(Dataset records)
----

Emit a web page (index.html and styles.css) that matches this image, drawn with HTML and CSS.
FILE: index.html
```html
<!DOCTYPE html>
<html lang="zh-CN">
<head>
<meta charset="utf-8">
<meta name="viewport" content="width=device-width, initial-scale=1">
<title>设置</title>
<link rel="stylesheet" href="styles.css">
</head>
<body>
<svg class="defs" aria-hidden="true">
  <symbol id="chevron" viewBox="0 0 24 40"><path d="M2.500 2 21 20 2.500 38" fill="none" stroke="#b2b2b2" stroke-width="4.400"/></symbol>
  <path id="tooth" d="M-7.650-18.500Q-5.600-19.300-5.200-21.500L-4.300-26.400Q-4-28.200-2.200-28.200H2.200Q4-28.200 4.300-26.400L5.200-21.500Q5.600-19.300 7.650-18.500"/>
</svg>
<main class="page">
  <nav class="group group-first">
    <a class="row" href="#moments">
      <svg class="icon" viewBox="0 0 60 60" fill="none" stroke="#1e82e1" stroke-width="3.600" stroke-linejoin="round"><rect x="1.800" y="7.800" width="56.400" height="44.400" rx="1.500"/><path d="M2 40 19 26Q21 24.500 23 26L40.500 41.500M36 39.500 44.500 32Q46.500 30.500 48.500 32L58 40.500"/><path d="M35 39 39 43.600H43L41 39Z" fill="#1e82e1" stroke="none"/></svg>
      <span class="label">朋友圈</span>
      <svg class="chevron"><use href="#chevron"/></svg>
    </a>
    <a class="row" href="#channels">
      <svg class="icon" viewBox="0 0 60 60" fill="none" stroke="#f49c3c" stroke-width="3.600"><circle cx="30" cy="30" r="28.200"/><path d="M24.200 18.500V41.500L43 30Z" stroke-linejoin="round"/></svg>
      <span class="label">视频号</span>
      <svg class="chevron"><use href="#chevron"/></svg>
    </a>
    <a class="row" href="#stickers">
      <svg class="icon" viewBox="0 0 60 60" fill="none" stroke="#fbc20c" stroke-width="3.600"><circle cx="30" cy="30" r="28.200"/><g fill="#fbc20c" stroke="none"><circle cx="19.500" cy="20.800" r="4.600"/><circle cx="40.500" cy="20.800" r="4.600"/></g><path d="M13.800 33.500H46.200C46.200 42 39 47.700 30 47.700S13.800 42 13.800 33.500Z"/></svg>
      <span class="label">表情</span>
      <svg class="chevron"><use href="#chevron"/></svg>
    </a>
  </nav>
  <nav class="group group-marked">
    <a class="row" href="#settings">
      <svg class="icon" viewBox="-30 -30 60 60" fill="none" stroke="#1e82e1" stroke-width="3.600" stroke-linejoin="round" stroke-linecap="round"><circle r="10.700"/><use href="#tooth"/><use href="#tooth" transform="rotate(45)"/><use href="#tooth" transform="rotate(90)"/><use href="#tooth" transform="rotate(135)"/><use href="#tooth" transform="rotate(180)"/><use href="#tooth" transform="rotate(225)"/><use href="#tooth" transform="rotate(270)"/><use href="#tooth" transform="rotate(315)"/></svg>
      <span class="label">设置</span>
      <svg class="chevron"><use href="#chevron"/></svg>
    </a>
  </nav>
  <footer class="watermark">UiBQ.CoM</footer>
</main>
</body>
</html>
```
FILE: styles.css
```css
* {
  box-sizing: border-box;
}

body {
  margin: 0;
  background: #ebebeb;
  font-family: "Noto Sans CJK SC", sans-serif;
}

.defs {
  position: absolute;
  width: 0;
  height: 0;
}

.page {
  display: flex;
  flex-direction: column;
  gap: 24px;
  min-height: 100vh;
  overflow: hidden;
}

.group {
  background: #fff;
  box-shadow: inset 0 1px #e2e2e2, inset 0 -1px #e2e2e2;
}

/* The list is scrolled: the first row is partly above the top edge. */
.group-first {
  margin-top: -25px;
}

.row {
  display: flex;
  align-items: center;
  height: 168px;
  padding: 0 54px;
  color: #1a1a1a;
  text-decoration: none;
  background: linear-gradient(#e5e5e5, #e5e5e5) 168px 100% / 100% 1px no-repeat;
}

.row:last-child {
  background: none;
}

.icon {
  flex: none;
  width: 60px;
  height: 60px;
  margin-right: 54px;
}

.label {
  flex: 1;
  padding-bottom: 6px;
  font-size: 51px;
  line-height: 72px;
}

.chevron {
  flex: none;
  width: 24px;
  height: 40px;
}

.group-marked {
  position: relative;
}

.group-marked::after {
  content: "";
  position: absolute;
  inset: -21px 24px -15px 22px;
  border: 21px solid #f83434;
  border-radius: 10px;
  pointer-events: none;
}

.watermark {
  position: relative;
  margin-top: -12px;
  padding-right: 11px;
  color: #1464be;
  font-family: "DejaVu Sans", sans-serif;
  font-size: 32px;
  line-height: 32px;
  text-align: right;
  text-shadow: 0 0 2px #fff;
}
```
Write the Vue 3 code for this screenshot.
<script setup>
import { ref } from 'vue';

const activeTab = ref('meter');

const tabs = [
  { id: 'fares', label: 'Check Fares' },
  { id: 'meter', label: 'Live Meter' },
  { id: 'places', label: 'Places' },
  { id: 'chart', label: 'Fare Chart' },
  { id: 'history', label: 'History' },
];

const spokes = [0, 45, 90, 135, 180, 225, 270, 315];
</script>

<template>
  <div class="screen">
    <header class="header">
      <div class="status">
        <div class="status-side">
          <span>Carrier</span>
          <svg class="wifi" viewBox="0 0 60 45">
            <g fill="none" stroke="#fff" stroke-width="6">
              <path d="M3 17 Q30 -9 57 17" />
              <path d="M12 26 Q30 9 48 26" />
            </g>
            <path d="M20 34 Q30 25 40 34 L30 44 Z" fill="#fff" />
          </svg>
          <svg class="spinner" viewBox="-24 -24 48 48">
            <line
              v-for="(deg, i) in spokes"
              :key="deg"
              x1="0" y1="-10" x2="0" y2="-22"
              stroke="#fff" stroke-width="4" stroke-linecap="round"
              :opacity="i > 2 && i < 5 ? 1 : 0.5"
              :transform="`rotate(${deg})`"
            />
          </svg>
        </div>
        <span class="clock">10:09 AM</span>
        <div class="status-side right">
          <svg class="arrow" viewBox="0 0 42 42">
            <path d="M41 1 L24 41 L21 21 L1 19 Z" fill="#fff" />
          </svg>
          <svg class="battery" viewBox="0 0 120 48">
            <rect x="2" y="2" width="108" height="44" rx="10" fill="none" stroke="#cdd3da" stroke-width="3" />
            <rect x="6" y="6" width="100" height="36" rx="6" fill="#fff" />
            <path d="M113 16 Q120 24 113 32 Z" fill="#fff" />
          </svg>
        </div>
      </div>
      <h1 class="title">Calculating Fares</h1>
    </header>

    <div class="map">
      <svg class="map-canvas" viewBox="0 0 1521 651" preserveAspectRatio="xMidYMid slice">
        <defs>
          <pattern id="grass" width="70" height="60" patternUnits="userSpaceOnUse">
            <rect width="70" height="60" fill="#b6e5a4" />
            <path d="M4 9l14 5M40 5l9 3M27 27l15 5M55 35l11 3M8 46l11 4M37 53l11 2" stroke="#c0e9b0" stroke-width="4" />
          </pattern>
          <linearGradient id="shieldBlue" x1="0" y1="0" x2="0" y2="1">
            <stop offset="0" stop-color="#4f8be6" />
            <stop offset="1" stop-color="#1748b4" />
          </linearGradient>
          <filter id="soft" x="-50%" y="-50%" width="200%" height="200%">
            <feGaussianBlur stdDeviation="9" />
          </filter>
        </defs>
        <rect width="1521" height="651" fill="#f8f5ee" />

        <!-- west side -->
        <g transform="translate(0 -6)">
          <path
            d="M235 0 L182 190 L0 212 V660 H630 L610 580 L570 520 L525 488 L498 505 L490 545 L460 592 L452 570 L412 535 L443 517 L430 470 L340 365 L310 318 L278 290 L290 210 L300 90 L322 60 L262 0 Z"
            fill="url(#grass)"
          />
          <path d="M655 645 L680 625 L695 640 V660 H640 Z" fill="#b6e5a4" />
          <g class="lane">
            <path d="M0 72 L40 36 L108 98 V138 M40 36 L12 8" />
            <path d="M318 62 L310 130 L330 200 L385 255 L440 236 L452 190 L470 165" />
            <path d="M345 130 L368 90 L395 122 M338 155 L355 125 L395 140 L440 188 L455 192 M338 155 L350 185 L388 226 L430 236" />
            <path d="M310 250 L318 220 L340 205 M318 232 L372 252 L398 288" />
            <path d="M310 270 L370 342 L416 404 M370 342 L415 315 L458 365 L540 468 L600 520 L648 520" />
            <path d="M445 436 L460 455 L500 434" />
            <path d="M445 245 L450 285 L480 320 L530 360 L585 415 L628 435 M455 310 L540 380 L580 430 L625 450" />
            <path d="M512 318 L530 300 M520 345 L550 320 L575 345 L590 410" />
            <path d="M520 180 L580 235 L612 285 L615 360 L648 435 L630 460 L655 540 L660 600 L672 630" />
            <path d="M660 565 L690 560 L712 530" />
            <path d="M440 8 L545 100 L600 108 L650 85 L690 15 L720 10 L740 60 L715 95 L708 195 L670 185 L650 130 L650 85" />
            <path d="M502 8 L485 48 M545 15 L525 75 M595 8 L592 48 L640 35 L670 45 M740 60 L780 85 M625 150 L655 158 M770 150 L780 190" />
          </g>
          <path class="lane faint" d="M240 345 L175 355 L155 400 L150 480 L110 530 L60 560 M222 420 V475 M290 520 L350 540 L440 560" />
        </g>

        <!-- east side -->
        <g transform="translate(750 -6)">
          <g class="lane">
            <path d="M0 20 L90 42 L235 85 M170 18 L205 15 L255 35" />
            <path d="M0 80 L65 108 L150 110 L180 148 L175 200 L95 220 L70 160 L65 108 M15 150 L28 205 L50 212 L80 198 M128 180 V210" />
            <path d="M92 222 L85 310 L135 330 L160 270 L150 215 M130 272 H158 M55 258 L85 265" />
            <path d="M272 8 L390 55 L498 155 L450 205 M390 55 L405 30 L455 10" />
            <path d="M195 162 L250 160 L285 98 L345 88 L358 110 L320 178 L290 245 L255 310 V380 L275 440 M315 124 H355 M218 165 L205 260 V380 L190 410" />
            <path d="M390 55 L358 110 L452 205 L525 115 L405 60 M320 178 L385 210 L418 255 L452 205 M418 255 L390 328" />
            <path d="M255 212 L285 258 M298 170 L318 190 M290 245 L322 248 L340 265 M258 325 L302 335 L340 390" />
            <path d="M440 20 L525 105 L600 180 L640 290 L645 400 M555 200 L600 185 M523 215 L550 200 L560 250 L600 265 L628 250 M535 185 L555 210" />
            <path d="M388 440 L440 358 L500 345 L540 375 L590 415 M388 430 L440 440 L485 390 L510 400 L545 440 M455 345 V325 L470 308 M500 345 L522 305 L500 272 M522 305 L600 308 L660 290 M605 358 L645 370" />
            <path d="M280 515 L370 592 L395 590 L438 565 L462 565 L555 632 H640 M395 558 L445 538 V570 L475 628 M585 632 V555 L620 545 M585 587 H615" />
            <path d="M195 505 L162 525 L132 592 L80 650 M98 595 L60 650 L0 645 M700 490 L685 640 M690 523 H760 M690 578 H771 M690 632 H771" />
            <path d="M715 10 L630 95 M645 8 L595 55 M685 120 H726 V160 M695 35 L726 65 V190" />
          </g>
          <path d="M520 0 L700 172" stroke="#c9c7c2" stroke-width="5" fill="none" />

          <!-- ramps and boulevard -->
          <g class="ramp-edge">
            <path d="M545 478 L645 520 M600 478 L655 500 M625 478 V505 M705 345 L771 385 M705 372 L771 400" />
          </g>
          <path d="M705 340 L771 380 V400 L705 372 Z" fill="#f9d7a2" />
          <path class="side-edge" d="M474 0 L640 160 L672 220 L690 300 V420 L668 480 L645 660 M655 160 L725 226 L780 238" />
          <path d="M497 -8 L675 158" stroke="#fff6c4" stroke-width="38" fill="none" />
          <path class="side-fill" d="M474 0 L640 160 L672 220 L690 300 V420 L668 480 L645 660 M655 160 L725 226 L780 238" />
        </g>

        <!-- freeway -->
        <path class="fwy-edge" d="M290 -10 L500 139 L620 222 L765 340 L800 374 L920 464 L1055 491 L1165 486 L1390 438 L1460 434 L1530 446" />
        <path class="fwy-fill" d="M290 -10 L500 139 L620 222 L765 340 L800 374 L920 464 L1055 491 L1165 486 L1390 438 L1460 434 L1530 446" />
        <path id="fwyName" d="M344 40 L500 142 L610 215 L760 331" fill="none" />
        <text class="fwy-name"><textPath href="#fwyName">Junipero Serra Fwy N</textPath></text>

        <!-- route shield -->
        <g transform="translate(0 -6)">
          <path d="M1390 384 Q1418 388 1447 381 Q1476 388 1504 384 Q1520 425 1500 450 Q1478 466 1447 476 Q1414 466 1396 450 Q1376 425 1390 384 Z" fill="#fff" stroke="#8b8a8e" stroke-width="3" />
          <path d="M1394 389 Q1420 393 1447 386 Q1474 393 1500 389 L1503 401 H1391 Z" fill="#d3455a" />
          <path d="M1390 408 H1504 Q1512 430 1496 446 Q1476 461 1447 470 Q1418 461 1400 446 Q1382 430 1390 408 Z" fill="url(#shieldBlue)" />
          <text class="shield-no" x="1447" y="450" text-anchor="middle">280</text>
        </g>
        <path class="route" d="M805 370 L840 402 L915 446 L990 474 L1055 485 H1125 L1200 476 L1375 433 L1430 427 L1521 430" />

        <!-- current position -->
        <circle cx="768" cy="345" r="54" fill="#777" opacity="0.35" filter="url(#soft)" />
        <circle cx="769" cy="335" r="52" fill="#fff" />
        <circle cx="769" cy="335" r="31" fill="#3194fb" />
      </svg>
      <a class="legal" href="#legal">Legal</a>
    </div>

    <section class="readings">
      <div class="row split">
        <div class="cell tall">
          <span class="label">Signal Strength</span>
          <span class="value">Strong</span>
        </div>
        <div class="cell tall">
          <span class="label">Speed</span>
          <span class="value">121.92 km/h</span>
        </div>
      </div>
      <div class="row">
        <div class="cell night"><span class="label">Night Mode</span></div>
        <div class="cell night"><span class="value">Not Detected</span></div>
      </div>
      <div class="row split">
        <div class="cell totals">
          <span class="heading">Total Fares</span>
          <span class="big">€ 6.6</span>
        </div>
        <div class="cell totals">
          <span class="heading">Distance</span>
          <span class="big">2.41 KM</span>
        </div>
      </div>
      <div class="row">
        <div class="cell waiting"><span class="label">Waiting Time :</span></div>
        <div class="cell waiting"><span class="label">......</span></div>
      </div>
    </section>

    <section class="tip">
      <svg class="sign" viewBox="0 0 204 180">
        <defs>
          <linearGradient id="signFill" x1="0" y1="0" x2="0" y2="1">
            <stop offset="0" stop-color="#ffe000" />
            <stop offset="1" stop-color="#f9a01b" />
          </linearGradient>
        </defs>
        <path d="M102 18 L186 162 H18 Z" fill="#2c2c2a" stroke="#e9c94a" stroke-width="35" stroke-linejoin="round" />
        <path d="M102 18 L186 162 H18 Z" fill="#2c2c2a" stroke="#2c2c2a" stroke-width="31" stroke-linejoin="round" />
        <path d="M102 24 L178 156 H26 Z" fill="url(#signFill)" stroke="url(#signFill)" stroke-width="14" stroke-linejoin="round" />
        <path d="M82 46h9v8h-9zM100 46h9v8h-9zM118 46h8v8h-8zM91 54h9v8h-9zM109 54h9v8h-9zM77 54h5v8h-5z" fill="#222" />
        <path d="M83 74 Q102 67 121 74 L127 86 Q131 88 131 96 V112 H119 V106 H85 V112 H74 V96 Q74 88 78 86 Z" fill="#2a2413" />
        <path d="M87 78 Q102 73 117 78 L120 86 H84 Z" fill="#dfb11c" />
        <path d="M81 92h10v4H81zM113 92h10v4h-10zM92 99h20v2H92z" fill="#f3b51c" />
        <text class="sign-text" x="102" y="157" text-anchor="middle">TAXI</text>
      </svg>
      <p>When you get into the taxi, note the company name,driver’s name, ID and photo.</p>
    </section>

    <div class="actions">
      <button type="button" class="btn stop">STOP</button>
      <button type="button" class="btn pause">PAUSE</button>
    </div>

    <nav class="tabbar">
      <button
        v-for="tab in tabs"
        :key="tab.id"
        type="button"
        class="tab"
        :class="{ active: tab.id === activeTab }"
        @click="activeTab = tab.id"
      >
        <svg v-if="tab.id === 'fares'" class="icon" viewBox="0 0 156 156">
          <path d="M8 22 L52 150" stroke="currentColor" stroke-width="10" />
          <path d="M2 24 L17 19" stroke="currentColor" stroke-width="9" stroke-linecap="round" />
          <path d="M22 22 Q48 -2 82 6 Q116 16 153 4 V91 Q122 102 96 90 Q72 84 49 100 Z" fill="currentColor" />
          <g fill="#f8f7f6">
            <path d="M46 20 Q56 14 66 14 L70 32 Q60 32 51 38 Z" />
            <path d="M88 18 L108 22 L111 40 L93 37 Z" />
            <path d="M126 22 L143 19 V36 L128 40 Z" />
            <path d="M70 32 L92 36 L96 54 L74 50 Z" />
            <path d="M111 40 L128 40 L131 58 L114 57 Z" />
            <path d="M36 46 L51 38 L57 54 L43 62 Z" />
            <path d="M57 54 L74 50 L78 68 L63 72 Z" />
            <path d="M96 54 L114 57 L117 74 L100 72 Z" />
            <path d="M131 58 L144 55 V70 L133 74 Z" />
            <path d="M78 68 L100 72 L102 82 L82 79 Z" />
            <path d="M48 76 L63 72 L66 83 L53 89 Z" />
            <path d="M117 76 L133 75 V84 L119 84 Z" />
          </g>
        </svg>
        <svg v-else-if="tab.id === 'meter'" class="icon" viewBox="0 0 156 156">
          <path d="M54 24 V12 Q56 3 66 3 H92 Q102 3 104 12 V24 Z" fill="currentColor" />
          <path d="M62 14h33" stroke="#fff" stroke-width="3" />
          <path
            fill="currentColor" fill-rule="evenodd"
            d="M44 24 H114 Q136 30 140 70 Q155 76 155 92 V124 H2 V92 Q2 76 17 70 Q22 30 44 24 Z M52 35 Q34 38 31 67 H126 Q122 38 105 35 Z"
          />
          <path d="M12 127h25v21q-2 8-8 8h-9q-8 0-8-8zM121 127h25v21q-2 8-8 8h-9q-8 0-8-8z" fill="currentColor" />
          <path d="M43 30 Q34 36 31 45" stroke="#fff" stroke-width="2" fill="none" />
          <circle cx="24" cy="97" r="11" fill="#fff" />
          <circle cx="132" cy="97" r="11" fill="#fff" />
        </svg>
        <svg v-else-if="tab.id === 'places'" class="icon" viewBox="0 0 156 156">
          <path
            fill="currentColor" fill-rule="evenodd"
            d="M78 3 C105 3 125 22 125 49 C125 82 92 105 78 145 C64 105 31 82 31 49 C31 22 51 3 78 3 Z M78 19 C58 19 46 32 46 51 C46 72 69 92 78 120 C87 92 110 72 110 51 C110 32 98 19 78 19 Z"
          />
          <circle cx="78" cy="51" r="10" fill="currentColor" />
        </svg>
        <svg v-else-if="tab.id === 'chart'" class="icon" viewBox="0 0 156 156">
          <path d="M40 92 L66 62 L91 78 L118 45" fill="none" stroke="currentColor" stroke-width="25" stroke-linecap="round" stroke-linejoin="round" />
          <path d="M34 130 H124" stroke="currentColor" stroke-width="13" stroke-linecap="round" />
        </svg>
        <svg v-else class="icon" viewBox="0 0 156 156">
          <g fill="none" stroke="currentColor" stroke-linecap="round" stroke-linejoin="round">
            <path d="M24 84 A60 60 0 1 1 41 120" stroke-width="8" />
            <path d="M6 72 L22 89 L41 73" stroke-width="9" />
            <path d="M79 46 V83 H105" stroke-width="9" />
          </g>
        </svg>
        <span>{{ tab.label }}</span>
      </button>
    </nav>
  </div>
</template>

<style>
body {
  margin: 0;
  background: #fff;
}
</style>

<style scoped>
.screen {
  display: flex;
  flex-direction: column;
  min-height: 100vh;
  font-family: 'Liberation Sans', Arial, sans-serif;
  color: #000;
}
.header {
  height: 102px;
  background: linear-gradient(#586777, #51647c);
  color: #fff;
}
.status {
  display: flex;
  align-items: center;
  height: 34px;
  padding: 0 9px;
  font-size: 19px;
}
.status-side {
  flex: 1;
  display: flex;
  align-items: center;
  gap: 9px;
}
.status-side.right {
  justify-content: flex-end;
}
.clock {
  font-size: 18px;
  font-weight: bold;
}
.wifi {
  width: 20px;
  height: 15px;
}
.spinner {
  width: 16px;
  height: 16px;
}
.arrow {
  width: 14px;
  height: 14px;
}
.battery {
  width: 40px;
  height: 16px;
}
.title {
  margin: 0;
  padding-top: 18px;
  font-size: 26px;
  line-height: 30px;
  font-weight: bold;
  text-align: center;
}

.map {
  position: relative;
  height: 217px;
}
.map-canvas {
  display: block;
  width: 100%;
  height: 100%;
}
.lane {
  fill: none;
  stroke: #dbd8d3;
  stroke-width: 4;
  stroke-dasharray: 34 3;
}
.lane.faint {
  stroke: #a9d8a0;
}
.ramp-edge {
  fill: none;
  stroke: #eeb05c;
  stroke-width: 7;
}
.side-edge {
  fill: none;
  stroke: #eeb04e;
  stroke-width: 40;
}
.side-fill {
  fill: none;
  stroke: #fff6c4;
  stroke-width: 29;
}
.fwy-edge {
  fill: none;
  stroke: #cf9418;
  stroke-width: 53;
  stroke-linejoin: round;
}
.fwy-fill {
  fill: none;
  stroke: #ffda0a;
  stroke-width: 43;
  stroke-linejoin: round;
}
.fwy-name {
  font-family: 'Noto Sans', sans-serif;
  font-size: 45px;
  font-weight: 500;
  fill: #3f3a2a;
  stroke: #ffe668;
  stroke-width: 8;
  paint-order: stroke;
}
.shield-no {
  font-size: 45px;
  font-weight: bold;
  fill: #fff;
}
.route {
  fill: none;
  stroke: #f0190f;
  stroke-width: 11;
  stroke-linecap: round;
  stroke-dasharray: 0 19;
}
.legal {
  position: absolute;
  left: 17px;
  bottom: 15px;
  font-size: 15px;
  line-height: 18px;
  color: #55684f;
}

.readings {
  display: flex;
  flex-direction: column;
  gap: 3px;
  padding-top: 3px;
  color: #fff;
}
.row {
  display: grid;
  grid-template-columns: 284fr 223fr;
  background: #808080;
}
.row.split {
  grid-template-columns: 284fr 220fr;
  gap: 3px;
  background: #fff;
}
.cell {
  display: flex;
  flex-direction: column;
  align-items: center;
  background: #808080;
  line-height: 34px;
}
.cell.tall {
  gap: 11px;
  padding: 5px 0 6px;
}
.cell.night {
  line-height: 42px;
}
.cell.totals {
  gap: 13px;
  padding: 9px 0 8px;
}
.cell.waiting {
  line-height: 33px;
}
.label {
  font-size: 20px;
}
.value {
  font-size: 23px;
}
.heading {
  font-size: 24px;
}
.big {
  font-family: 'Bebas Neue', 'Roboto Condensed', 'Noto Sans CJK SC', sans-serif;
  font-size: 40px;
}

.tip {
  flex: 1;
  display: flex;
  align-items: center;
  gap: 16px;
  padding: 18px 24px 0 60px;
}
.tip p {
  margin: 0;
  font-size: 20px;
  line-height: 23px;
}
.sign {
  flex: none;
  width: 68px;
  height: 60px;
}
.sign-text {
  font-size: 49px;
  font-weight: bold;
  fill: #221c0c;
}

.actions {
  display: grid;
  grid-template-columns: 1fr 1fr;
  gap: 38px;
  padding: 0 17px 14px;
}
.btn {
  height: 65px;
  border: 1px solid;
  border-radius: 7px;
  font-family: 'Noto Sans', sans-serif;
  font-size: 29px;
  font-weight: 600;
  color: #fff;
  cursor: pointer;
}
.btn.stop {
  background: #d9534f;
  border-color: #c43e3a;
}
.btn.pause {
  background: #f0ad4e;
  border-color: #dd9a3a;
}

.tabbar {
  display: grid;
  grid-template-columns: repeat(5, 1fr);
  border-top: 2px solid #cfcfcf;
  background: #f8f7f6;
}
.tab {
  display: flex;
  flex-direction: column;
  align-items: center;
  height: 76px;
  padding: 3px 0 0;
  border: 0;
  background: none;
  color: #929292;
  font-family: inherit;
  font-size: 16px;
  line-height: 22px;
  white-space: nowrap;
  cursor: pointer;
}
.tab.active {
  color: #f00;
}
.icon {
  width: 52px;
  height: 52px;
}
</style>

----

**Exercise objective**
List every line above containing the word "page".

**Answer to this exercise**
Emit a web page (index.html and styles.css) that matches this image, drawn with HTML and CSS.
<main class="page">
.page {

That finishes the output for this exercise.